Explain that Joseph Smith learned many valuable lessons from his experience with the lost 116 pages. Divide the class into two groups. Have one group read Doctrine and Covenants 3:1–10 and the other group verses 11–20. Have both groups look for verses that show the principles Joseph Smith learned from this experience, and suggest they underline them. Discuss their findings, and list them on the board. If desired, use the following ideas and questions to help your discussion.

  1. 1.

    The work of God cannot be frustrated or stopped (see D&C 3:1, 3).

    • Why do you think the work of God cannot be frustrated or stopped?

    • What do the scriptures teach about God that helps us understand how He can prepare for any future event?

    • How does knowing that God’s work cannot be stopped help you trust in Him?

  2. 2.

    We should never ignore the revelations of God (see D&C 3:4–7).

    • How many times did the Prophet Joseph Smith pray for permission to let Martin Harris take the plates? (Three; see Doctrine and Covenants Student Manual: Religion 324–325, p. 9.)

    • Why do you think the Prophet didn’t accept the first answer the Lord gave?

    • How do people today “set at naught the counsels of God”? (v. 7).
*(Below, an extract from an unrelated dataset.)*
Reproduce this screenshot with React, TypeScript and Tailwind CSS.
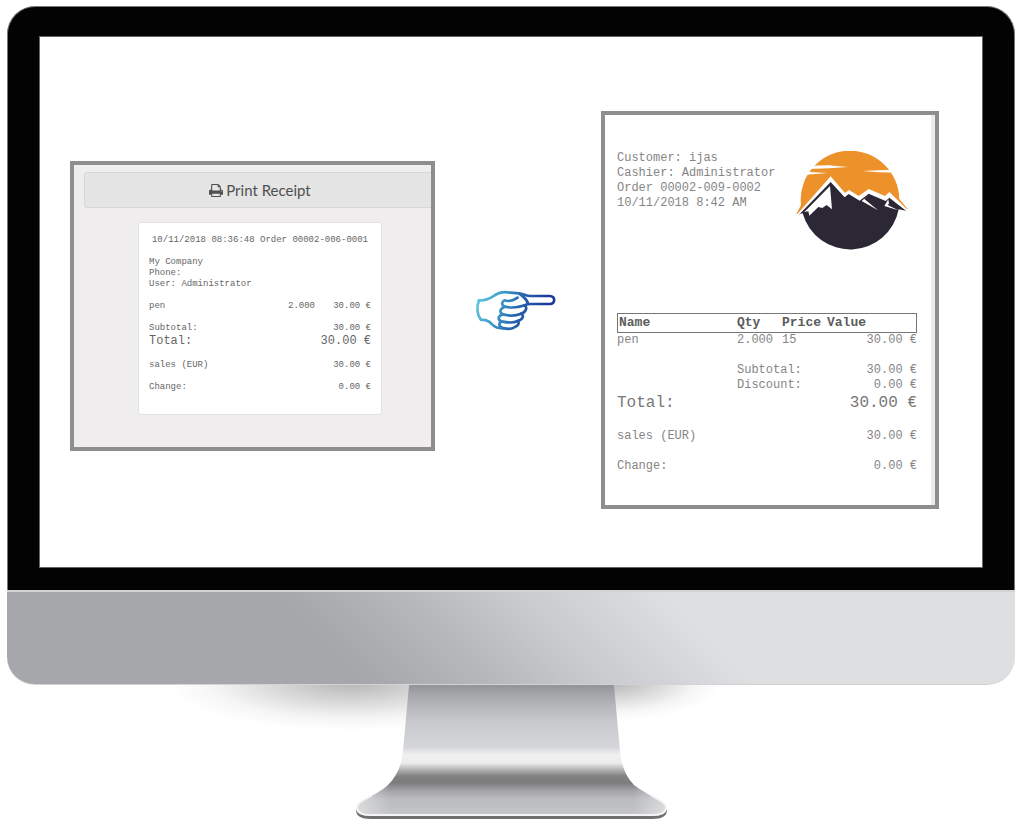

Why do you think they do so?

  3. 3.

    We should trust God and accept His counsel instead of man’s (see D&C 3:6–8).

    • How did the Prophet’s concern for Martin Harris get in the way of his fulfilling his duty to God?

    • Martin Harris was much older than the Prophet and had done much to help the work of translation. What would be a good way to act if a person you respected asked you to do something contrary to God’s will?

  4. 4.

    We must be careful with those sacred truths that have been entrusted to us (see D&C 3:5, 12).

    • What was Joseph Smith entrusted with?

    • What are some of the sacred truths and possessions we have been entrusted with that we must guard carefully?

  5. 5.

    We all need to be careful or we may fall prey to Satan’s temptations (see D&C 3:4, 9).

    • How is it that someone as great as the Prophet Joseph Smith could do other than what the Lord commanded?

    • How do similar temptations come to us?

    • How can we gain the strength and power to overcome the temptations of the devil?

    • What does Doctrine and Covenants 3:9–10 teach us about God’s mercy?

  6. 6.

    Sin always has consequences (see D&C 3:14).

    • What were the consequences Joseph Smith faced because of the lost manuscript?

    • What are some of the consequences we face when we sin?

    • Do those consequences always come immediately after we sin?

Explain that this experience taught the young prophet many truths, including the importance of relying on the Lord and not fearing man. Joseph Smith said that he adopted the following rule for himself: “When the Lord commands, do it” (History of the Church, 2:170).